Waiting for a table after the film in the camp brasserie with distressed walls à côté, it felt to me like Julian and I had no walls, not even skin between us. It was delicious. The waiters there are used to the two of us coming in crying so that was fine.

This morning I noticed Julian went out to do his own version of saluting the mountain (thinly disguised as emptying the ‘poubelle’) BEFORE sitting down at the computer. I, meanwhile, tried out some of the movements on my run: I brought my palms flat against my waist and moved them outwards in front of me, the space between them increasing as they moved away and what was ‘I’ momentarily became Mountain. The peasants pruning their olive trees didn’t seem to mind much – nothing new to them, I suppose - and I have to admit it felt wonderful. I did it again and again.

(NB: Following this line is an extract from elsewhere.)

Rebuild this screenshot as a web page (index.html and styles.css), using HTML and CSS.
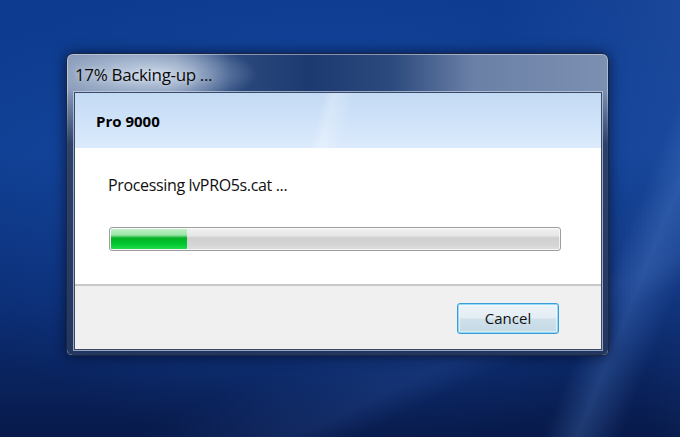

We have all been put into many boxes, and of course we make them for ourselves all the time, or try to fit into ones we made years ago when we were a size 10. I remember being told one year at Glyndebourne that I could not play the Mozart opera because I was a ‘big romantic cellist’. The next year, having been the only person who dared to audition for the continuo in the Mozart and then doing a good job, I found myself being put in the opposite box (and you can’t be in two boxes at once) by the same person. I could not protest.

What interests me now, however, are the subtler boxes, the every day barriers we put up between ourselves and Other or indeed Mother. If meditation practice is about anything for me, it is about not being in a bloody box for 15 minutes a day.

(I remember, as I often do, our sixteen year old guide in Nepal who always talked about the mind as ‘Empty Box’. How, then about No Box?)

Julian’s paintings are packed up and at the post office. His recent success could give him the possibility to crawl out of other people’s boxes and be, quite simply, here.